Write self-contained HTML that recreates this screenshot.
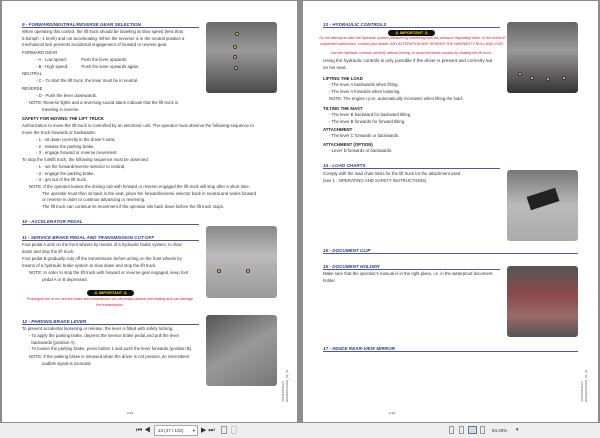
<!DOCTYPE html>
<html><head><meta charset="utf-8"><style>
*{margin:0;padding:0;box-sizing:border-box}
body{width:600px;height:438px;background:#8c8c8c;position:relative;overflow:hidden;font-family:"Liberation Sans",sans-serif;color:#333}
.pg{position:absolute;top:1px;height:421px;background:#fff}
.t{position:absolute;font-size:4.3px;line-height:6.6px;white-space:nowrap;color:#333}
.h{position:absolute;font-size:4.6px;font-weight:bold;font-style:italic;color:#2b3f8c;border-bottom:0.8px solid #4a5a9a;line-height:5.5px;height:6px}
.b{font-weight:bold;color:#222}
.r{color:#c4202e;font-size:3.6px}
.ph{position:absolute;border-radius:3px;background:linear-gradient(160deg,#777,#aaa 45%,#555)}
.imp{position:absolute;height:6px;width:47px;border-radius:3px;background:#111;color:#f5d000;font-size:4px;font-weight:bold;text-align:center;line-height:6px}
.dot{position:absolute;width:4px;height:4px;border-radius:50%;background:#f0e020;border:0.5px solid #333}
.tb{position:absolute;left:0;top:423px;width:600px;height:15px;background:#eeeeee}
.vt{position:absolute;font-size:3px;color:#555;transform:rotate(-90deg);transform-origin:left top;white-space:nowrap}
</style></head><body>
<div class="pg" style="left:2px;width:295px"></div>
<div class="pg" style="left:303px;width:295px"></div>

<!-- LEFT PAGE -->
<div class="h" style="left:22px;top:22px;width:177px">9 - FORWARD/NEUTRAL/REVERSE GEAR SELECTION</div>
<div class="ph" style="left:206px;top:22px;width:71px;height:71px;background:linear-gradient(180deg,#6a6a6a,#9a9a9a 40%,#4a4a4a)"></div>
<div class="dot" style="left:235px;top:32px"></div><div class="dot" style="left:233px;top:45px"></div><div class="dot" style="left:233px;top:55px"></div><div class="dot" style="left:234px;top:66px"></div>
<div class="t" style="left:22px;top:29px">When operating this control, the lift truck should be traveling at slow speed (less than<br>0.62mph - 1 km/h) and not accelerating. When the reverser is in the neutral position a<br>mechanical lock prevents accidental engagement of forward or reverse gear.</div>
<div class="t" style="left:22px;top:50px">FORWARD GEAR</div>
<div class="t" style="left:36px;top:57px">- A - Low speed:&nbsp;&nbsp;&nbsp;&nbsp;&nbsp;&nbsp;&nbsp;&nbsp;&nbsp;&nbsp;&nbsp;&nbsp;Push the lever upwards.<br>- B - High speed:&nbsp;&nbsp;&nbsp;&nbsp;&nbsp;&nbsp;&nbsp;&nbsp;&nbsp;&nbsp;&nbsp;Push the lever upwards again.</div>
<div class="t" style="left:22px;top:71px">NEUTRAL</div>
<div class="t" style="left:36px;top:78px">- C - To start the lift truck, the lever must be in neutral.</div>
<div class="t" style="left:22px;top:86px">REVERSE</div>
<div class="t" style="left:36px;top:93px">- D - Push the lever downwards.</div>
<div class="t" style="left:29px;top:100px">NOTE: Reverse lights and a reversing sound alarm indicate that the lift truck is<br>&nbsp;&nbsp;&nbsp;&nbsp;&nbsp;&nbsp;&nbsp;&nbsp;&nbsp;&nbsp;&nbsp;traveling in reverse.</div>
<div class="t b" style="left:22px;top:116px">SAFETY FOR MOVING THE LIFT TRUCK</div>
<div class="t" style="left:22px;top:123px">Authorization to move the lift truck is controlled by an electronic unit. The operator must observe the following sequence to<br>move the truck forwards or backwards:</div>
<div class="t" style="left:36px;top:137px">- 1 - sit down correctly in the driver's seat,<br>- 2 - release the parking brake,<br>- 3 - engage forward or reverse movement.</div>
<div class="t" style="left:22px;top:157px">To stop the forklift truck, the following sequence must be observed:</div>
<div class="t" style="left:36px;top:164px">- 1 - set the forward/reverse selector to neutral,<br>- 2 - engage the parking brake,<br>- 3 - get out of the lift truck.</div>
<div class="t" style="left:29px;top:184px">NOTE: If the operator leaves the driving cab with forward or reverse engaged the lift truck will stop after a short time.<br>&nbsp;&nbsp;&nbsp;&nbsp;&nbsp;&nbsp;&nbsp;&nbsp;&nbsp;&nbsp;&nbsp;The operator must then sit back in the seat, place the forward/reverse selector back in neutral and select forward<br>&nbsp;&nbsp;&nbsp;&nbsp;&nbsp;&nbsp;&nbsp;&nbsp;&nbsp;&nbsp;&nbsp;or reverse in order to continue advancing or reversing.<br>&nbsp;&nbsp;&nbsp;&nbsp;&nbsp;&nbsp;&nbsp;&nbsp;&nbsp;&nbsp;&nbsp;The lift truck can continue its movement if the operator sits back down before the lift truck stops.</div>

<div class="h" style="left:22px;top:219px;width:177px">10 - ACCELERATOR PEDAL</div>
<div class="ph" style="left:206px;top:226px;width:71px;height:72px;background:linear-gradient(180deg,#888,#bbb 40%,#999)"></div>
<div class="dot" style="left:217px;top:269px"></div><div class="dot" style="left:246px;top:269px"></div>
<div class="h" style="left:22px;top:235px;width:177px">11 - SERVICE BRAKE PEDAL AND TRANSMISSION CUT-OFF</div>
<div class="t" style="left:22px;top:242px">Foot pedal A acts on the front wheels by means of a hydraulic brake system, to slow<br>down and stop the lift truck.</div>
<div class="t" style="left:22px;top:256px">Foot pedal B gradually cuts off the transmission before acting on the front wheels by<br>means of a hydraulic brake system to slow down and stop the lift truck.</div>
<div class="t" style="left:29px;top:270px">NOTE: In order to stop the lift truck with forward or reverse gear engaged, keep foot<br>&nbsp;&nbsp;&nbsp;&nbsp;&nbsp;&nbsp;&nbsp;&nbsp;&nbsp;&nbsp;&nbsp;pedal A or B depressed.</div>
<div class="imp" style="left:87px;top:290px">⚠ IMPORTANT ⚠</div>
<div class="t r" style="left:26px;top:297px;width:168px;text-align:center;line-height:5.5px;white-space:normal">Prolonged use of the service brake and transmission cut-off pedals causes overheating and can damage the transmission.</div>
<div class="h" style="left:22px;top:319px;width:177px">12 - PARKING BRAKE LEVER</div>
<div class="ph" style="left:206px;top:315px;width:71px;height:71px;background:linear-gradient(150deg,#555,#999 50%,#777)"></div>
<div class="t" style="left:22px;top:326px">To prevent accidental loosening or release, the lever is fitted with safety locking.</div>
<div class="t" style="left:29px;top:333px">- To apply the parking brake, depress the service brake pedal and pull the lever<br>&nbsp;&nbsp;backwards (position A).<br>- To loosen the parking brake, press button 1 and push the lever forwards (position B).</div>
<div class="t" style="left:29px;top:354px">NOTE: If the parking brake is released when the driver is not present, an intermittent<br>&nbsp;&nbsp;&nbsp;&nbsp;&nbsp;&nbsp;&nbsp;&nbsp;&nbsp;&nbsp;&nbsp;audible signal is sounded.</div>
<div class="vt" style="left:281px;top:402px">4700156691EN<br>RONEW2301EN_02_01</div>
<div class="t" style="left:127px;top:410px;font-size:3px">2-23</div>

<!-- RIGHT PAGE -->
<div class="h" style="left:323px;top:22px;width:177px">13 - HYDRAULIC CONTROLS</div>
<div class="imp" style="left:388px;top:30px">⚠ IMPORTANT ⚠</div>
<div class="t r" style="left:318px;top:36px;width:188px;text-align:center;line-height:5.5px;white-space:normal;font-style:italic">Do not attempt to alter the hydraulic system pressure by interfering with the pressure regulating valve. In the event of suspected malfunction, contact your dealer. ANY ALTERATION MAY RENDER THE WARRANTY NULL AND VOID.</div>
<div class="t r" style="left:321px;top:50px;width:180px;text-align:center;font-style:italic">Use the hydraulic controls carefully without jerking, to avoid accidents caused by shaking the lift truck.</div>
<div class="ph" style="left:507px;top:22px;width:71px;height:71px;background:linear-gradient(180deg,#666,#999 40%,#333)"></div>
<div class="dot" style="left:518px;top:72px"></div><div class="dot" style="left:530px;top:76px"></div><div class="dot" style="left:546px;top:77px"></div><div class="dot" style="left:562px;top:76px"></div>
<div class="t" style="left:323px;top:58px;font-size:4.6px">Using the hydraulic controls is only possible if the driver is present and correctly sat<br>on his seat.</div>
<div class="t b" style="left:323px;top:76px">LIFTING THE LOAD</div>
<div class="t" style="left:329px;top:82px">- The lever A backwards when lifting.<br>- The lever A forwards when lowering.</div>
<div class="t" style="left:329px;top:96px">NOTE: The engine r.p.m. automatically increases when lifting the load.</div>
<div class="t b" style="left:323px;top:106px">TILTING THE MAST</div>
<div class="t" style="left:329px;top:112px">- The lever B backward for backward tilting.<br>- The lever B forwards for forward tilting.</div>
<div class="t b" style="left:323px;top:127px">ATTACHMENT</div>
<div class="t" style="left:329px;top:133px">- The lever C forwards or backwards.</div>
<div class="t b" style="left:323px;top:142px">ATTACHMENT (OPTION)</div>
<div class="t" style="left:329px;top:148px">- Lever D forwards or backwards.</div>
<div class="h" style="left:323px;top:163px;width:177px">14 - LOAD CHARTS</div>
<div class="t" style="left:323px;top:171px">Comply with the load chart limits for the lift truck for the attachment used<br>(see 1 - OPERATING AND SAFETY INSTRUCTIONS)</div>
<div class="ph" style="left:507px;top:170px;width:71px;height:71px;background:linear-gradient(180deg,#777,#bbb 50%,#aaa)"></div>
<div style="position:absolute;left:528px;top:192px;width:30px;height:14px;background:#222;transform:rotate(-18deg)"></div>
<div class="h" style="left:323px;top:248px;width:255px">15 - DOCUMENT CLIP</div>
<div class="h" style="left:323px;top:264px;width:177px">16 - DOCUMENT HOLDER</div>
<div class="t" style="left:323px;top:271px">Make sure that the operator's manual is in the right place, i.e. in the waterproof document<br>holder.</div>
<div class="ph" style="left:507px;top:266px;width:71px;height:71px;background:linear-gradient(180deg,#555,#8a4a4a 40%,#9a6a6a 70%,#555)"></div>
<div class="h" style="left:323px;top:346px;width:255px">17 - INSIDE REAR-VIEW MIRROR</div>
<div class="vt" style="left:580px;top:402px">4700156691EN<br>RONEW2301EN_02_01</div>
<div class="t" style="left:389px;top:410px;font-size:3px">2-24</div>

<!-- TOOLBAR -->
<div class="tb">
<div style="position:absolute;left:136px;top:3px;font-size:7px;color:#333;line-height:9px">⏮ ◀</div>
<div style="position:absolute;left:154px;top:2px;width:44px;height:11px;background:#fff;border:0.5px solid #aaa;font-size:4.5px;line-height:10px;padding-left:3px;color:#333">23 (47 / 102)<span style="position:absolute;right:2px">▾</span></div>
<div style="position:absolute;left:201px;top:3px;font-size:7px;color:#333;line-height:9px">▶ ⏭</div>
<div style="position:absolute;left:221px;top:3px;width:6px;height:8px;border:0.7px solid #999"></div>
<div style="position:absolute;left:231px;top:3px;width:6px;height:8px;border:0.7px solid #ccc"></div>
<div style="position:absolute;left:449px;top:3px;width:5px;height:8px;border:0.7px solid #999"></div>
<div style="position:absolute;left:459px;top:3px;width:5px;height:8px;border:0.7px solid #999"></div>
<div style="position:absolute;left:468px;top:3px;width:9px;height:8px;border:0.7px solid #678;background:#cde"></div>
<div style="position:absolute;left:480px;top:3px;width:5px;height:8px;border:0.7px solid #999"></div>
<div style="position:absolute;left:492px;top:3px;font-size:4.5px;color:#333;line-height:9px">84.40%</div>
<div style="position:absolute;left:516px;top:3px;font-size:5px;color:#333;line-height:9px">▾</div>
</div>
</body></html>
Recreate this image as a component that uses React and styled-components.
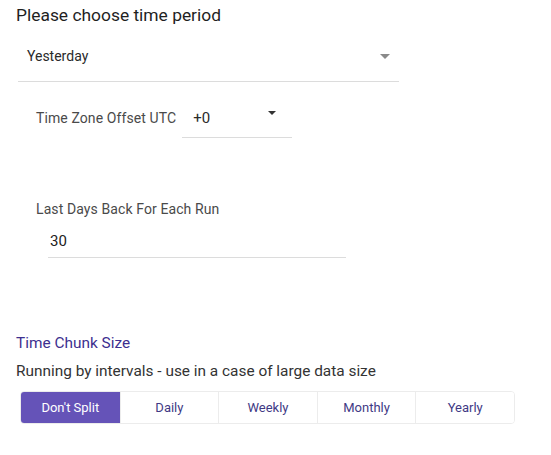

---------------

## [WHAT YOU ARE ASKED TO DO]
Find the string "that" in the records, then copy each line where it occurs.

## [FINISHED EXERCISE]
Write self-contained HTML that recreates this screenshot.
<div class="t" style="left:29px;top:100px">NOTE: Reverse lights and a reversing sound alarm indicate that the lift truck is<br>&nbsp;&nbsp;&nbsp;&nbsp;&nbsp;&nbsp;&nbsp;&nbsp;&nbsp;&nbsp;&nbsp;traveling in reverse.</div>
<div class="t" style="left:323px;top:271px">Make sure that the operator's manual is in the right place, i.e. in the waterproof document<br>holder.</div>
Recreate this image as a component that uses React and styled-components.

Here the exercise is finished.